Work instructions
Tally the lines that contain "React" and report the total alone.

─── Supplied information ───

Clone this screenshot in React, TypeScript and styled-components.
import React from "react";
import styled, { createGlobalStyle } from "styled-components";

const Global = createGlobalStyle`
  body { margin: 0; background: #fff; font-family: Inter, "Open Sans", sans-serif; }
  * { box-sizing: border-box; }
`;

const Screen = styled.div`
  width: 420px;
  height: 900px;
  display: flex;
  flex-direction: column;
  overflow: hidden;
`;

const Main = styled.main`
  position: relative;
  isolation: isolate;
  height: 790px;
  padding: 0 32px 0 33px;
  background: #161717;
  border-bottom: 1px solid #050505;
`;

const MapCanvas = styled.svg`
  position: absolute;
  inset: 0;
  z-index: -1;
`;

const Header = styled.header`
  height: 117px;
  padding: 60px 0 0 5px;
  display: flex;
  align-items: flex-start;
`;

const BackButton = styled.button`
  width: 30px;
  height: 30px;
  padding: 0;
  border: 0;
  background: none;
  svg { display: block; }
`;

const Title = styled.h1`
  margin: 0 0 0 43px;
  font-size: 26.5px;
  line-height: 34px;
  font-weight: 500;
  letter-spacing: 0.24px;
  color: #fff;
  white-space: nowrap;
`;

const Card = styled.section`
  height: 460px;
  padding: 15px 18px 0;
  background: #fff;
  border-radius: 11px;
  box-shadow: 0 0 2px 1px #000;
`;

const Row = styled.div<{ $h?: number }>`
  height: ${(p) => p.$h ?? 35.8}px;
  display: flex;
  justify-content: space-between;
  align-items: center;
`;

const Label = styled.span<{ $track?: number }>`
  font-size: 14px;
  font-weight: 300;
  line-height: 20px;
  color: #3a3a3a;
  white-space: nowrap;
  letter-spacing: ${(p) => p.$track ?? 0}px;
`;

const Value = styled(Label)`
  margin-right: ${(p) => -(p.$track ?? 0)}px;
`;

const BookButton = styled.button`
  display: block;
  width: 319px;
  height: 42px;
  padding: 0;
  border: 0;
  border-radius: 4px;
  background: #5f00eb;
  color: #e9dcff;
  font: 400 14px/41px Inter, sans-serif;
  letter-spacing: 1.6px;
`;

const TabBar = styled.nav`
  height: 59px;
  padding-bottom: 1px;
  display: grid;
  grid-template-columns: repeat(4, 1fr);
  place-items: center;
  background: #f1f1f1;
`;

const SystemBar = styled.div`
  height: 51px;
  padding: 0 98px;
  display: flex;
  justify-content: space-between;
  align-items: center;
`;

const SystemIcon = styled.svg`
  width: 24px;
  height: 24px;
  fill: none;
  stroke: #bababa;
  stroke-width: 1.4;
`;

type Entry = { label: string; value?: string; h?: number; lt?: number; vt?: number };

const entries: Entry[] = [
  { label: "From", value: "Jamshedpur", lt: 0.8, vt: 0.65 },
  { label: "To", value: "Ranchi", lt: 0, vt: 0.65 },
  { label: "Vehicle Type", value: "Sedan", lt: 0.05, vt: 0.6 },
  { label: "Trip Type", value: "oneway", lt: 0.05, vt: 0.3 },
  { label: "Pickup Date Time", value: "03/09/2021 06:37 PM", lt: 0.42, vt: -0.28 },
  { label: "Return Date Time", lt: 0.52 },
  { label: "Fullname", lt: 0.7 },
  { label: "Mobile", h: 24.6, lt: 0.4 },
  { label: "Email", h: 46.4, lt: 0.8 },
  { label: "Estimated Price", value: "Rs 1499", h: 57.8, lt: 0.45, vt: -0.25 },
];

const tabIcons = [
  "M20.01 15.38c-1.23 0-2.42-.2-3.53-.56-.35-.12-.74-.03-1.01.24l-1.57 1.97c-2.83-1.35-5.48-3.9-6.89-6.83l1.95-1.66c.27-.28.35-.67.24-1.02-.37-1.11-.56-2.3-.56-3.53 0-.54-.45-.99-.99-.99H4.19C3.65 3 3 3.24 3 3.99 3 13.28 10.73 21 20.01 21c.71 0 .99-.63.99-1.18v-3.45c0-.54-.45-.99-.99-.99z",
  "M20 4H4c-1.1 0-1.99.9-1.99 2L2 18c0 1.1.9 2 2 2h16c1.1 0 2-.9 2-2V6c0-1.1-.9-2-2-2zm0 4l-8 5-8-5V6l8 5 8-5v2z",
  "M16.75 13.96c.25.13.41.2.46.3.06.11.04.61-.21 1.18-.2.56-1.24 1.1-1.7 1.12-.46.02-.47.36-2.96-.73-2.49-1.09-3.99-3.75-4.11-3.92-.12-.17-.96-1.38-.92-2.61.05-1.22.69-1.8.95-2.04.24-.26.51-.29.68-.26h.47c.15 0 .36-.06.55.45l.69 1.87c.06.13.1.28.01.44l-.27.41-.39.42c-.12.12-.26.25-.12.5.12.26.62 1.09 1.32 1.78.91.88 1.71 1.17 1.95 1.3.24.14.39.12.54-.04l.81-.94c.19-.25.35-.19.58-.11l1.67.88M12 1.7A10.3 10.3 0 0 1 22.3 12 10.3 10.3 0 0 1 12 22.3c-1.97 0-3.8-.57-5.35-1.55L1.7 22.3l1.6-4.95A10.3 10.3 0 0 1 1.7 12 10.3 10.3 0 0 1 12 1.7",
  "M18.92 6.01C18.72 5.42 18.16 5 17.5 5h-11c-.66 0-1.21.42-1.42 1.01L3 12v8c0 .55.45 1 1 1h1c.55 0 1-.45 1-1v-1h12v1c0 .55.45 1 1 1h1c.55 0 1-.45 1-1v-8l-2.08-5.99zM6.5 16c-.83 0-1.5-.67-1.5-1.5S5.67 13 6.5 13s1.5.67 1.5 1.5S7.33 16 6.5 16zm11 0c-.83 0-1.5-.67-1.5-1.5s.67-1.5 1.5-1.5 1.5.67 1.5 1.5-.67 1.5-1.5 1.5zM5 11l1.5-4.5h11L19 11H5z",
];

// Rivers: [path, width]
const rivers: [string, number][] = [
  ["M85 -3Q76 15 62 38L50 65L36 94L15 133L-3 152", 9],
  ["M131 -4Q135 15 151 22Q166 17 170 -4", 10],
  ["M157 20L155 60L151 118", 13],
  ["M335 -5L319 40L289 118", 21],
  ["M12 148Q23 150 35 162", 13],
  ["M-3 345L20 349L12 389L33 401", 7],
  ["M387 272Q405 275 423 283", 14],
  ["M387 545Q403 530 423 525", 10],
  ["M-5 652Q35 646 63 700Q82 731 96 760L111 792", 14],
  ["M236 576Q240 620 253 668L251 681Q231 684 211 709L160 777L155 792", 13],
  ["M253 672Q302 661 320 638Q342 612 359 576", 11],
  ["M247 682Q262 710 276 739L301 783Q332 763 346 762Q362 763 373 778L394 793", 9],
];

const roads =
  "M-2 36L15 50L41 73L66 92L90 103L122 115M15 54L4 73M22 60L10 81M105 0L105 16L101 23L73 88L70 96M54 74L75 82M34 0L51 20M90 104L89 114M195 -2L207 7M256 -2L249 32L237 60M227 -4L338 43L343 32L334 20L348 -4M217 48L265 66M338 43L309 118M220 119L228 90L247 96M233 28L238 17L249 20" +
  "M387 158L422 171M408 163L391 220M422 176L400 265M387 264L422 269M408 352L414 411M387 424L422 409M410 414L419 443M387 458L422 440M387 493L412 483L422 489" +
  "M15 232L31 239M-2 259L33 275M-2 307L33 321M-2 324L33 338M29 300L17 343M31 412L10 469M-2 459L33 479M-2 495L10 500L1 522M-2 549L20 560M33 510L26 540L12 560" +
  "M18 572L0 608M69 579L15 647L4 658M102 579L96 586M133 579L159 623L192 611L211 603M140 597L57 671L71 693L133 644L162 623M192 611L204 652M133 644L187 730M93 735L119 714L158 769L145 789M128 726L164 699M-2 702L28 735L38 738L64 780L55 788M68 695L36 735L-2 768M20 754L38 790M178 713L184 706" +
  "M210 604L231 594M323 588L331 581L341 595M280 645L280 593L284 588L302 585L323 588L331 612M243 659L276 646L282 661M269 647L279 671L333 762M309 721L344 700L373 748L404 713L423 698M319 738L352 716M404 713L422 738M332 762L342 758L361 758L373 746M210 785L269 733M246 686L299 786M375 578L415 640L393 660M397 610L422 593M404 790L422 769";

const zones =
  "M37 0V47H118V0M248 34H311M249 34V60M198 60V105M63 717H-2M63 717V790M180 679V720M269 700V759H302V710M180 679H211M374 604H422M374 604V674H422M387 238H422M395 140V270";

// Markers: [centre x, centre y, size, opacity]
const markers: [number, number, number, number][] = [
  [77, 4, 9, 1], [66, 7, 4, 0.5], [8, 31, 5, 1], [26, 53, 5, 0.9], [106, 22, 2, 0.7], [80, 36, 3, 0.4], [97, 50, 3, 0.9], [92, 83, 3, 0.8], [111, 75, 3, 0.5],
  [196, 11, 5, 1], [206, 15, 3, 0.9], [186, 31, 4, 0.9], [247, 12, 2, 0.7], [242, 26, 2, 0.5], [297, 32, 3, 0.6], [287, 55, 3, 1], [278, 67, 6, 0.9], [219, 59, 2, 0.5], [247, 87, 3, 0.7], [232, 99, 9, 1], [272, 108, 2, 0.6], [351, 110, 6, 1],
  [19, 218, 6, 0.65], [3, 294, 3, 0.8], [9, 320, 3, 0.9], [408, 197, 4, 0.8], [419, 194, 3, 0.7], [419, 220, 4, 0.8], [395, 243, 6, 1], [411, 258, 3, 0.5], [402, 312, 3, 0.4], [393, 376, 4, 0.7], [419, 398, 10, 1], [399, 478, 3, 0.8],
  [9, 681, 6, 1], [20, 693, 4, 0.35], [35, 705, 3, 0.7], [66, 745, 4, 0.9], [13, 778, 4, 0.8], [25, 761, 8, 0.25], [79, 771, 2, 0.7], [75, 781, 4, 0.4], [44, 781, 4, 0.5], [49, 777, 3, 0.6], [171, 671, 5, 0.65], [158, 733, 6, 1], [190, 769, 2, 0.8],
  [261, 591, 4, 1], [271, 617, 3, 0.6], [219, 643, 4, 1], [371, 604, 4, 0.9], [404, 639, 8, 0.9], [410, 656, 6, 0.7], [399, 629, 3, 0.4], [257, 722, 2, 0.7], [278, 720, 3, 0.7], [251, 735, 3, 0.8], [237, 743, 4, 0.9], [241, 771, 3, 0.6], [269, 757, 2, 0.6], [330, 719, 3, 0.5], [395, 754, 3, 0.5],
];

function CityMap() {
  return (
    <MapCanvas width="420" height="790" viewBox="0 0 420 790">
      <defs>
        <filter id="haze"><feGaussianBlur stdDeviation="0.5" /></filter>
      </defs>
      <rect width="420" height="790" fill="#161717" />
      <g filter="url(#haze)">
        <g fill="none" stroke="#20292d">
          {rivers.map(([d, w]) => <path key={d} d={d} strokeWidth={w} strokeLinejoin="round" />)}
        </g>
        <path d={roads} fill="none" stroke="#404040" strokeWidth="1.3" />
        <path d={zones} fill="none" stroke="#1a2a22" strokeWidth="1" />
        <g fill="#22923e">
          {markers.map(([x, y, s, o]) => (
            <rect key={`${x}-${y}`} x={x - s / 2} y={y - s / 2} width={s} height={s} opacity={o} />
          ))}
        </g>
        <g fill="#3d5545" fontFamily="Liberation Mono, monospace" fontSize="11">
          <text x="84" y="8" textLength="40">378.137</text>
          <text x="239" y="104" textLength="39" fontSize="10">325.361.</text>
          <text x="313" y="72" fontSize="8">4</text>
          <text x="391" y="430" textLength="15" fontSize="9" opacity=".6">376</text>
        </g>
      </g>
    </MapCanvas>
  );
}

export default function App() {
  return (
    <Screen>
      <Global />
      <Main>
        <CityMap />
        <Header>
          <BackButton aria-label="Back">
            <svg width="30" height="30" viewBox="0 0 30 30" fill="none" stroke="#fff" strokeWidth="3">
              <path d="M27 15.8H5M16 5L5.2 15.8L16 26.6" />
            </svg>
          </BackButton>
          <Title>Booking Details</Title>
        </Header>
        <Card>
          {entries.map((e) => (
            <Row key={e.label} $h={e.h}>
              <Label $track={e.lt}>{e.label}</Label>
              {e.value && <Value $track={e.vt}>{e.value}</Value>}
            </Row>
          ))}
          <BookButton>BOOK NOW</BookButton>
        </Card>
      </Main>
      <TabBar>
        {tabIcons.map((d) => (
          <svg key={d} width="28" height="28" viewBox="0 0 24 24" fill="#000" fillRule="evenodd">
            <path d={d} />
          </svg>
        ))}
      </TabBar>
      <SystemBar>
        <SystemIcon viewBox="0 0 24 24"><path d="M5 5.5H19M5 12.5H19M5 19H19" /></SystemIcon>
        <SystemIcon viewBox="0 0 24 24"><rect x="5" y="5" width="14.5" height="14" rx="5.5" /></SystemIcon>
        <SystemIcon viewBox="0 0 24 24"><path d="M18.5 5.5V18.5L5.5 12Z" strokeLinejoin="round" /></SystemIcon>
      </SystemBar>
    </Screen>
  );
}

───

Written solution
2